The test density and the classification of the test results vary greatly from country to country, so that the numbers of infected persons cannot be easily compared. Many infected persons are therefore not recorded, and the proportion varies from country to country. It is also possible that in certain countries the official data is falsified by political manipulation. Even the number of deaths reported may vary between countries, as patients with pre-existing conditions may not be counted as COVID-19 victims. Perhaps in some countries only those who have died in hospitals are recorded. In addition, when interpreting the statistical data, it should be borne in mind that there is typically a longer period of time between infection and death of a patient. Current death figures are therefore correlated with past and less with current infection rates. We also see sudden increases in death rates in some countries, perhaps because their medical systems become overwhelmed.
What needs to be explained are the different death rates in different countries. In some countries, such as Germany or the Scandinavian countries, they are quite low, while in Italy in particular they are very high. There are various probable reasons for these differences. Firstly, different population groups may be affected by infections, which includes mainly older people in Italy, while it predominantly affected tourists returning from skiing holidays in central and northern Europe. Also, large sporting events or festivals may have triggered waves of infection in some countries. Secondly, it is possible that in some countries the infection rates are significantly underestimated. Thirdly, it may be that, as already mentioned, not all deaths are recorded in all countries, for whatever reason. As depicted separately, we realize a disturbing general trend in the rising mortality rate during the course of the epidemic.
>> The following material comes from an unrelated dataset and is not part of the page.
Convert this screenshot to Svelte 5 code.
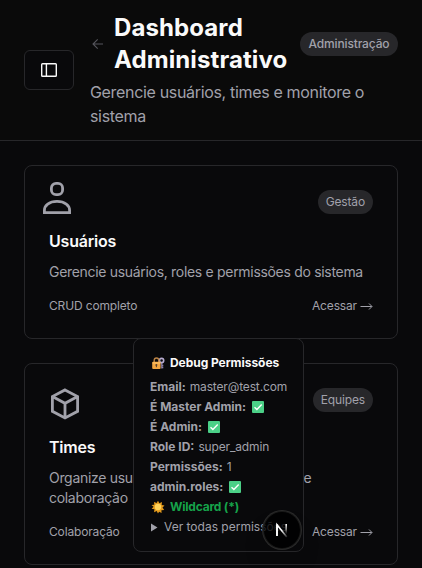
<script>
  const cards = [
    { icon: 'user', badge: 'Gestão', title: 'Usuários', lines: ['Gerencie usuários, roles e permissões do sistema'], note: 'CRUD completo' },
    { icon: 'box', badge: 'Equipes', title: 'Times', lines: ['Organize usuários em equipes, projetos e', 'colaboração'], note: 'Colaboração' }
  ];
  const rows = [
    { label: 'Email:', value: 'master@test.com' },
    { label: 'É Master Admin:', ok: true },
    { label: 'É Admin:', ok: true },
    { label: 'Role ID:', value: 'super_admin' },
    { label: 'Permissões:', value: '1' },
    { label: 'admin.roles:', ok: true }
  ];
</script>

<div class="page">
  <header>
    <button class="toggle" aria-label="Menu">
      <svg width="16" height="16" viewBox="0 0 16 16" fill="none" stroke="#fafafa" stroke-width="1.4"><rect x=".7" y="1.7" width="14.6" height="12.6" rx=".8" /><path d="M5.4 2v12" /></svg>
    </button>
    <div class="heading">
      <div class="title-row">
        <svg class="back" width="16" height="16" viewBox="0 0 16 16" fill="none" stroke="#55555c" stroke-width="1.1"><path d="M13 8H3.4M7.7 3.3L3 8l4.7 4.7" /></svg>
        <h1>Dashboard Administrativo</h1>
        <span class="badge strong">Administração</span>
      </div>
      <p>Gerencie usuários, times e monitore o<br />sistema</p>
    </div>
  </header>

  <main>
    {#each cards as card}
      <section class="card">
        <div class="top {card.icon}">
          {#if card.icon === 'user'}
            <svg width="28" height="32" viewBox="0 0 28 32" fill="none" stroke="#a1a1aa" stroke-width="2.8"><rect x="8.4" y="1.4" width="11.2" height="11.2" rx="4.6" /><path d="M1.4 30.6v-2.4C1.4 23.5 6 19.4 14 19.4S26.6 23.5 26.6 28.2v2.4z" /></svg>
          {:else}
            <svg width="32" height="32" viewBox="0 0 32 32" fill="none" stroke="#a1a1aa" stroke-width="2.8"><path d="M16 1.9l12.6 6.6v14.8L16 30 3.4 23.3V8.5zM3.4 8.5L16 15.3l12.6-6.8M16 15.3V30" /></svg>
          {/if}
          <span class="badge">{card.badge}</span>
        </div>
        <h2>{card.title}</h2>
        <p class="desc">{#each card.lines as line}<span>{line}</span>{/each}</p>
        <div class="foot"><span class="note">{card.note}</span><span class="go">Acessar <svg width="13" height="10" viewBox="0 0 13 10" fill="none" stroke="#a1a1aa"><path d="M.5 5.5h11.3M9 2.5l3 3-3 3" /></svg></span></div>
      </section>
    {/each}
  </main>

  <aside>
    <h3>
      <svg width="14" height="14" viewBox="0 0 14 14"><path d="M10.8 7v5.5M10.8 9.5h1.5M10.8 11.5h1.5" stroke="#8e82a8" stroke-width="1.3" fill="none" /><circle cx="10.6" cy="4.5" r="2.1" fill="none" stroke="#b8acd0" stroke-width="1.6" /><path d="M3.2 7V4.3a2.3 2.3 0 014.6 0V7" fill="none" stroke="#b98245" stroke-width="1.4" /><rect x="1.2" y="5.8" width="8.4" height="7.2" rx="1" fill="#f2a541" /><path d="M1.5 7h7.8" stroke="#ffc56b" /><circle cx="5.4" cy="8.9" r="1" fill="#54402f" /><path d="M5.4 9v2.2" stroke="#54402f" /></svg>
      <span>Debug Permissões</span>
    </h3>
    {#each rows as row}
      <div class="row"><b>{row.label}</b>{#if row.ok}<svg class="check" width="12" height="12" viewBox="0 0 12 12"><rect width="12" height="12" rx="1" fill="#4bd087" /><path d="M2.5 6.2l2.4 2.3 4.8-5" fill="none" stroke="#fff" stroke-width="1.4" /></svg>{:else}<span>{row.value}</span>{/if}</div>
    {/each}
    <div class="row wild">
      <svg width="14" height="14" viewBox="0 0 14 14"><path d="M7 .8l1.4 2.4L11 2l-.3 2.9 2.8.7-2 2 1.7 2.3-2.8.3.2 2.9-2.5-1.3L7 13.4l-1.3-2.5-2.6 1.3.3-2.9-2.8-.5 2-2L.5 4.9l2.8-.2L3 1.9l2.6 1.2z" fill="#e39a1c" /><circle cx="7" cy="7" r="3.2" fill="#ffd35a" /></svg>
      <b>Wildcard (*)</b>
    </div>
    <div class="row more"><svg width="9" height="9" viewBox="0 0 9 9"><path d="M1 .5l6.5 4L1 8.5z" fill="#a1a1aa" /></svg><span>Ver todas permissões</span></div>
  </aside>

  <div class="next" aria-label="Next.js">
    <svg width="36" height="36" viewBox="0 0 36 36" fill="none"><defs><linearGradient id="diag" x1="18" y1="18" x2="23.5" y2="25" gradientUnits="userSpaceOnUse"><stop stop-color="#fff" /><stop offset="1" stop-color="#fff" stop-opacity=".1" /></linearGradient><linearGradient id="stem" x1="0" y1="12" x2="0" y2="22" gradientUnits="userSpaceOnUse"><stop stop-color="#fff" /><stop offset="1" stop-color="#fff" stop-opacity="0" /></linearGradient></defs><path d="M13 24V12.8L22.8 25" stroke="url(#diag)" stroke-width="1.6" /><path d="M13 24V12.5" stroke="#fff" stroke-width="1.6" /><path d="M22.2 12v10" stroke="url(#stem)" stroke-width="1.6" /></svg>
  </div>
</div>

<style>
  :global(body) { margin: 0; background: #09090b; }
  .page { position: relative; width: 422px; height: 568px; overflow: hidden; background: #09090b; color: #a1a1aa; font-family: Inter, "Liberation Sans", sans-serif; font-size: 12px; line-height: 16px; letter-spacing: -0.15px; box-sizing: border-box; }
  h1, h2, h3, p { margin: 0; }
  svg { display: block; flex: none; }
  header { display: flex; align-items: center; gap: 16px; height: 140px; padding: 0 24px; border-bottom: 1px solid #27272a; background: #0a0a0a; white-space: nowrap; }
  .toggle { display: flex; align-items: center; justify-content: center; width: 50px; height: 40px; padding: 0; flex: none; box-sizing: border-box; border: 1px solid #27272a; border-radius: 6px; background: #09090b; }
  .heading { flex: 1; min-width: 0; }
  .title-row { display: flex; align-items: center; }
  h1 { width: 178px; margin: 0 8px; flex: none; white-space: normal; color: #fafafa; font-size: 24px; line-height: 32px; font-weight: 700; letter-spacing: 0.1px; }
  .heading p { margin-top: 4px; font-size: 16px; line-height: 24px; letter-spacing: -0.33px; }
  .badge { display: flex; align-items: center; justify-content: center; box-sizing: border-box; height: 24px; padding: 0 8px; border-radius: 12px; background: #27272a; white-space: nowrap; }
  .strong { width: 98px; font-weight: 500; }
  main { display: flex; flex-direction: column; gap: 24px; padding: 24px; }
  .card { box-sizing: border-box; border: 1px solid #27272a; border-radius: 8px; padding: 24px; }
  .top { display: flex; justify-content: space-between; align-items: flex-start; height: 32px; }
  .top.user { height: 24px; }
  .top.user svg { margin: -8px 0 0 -6px; }
  h2 { margin-top: 15px; color: #fafafa; font-size: 16px; line-height: 24px; font-weight: 600; letter-spacing: -0.2px; }
  .desc { margin-top: 9px; font-size: 14px; line-height: 20px; letter-spacing: -0.31px; white-space: nowrap; }
  .desc span { display: block; }
  .foot { display: flex; justify-content: space-between; margin-top: 16px; }
  .go { display: flex; align-items: center; gap: 3px; }
  aside { position: absolute; left: 133px; top: 338px; width: 171px; height: 214px; box-sizing: border-box; padding: 16px; border: 1px solid #27272a; border-radius: 8px; background: #09090b; white-space: nowrap; }
  h3 { display: flex; align-items: center; gap: 5px; margin-bottom: 8px; padding-left: 1px; color: #fafafa; font-size: 12px; line-height: 16px; font-weight: 700; letter-spacing: -0.05px; }
  .row { display: flex; align-items: center; gap: 4px; height: 16px; margin-bottom: 4px; }
  .row b { font-weight: 700; letter-spacing: 0; }
  .row .check { margin-left: 2px; }
  .wild { gap: 5px; padding-left: 1px; color: #16a34a; }
  .wild b { letter-spacing: -0.2px; }
  .more { letter-spacing: 0; gap: 5px; }
  .next { position: absolute; left: 264px; top: 512px; width: 36px; height: 36px; border-radius: 50%; background: rgba(0, 0, 0, .8); box-shadow: 0 0 0 1px #171717, 0 0 0 2px #2a2a2a, 0 16px 32px -8px rgba(0, 0, 0, .24); }
</style>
The numbers of recovered patients are probably not accurate either, because hospital discharges are often not reported to the authorities and those who have recovered at home will usually not report either. It is therefore possible that the epidemic is already under control before the official number of active cases reaches zero.
In particular, for these reasons, the figures officially reported from China, where the epidemic is claimed to be under control, must be used with caution when forecasting the development in other countries.
The spread can also be very different, because the social contact networks through which infections occur can be very heterogeneous. In South Korea, the virus appears to have spread mainly within a religious sect, within which contacts were very high, so that it spread rapidly there, while contacts with the outside world were much lower, so that the infection could be essentially confined to this group. In China, the epidemic was essentially limited to one province, Hubei, by strictly prohibiting and preventing all external contacts. In the Scandinavian countries, we see two peaks in the number of infections, which indicates that there have been two different waves of spread. Either, similar to South Korea, the infection initially spread only within a certain group and then only later affected other segments of the population, or there was a second wave of infection independent of the first. In other countries, festivals, sports matches or other major events may also have caused a sudden worsening of the epidemic. Network propagation models must therefore take particular account of network heterogeneity.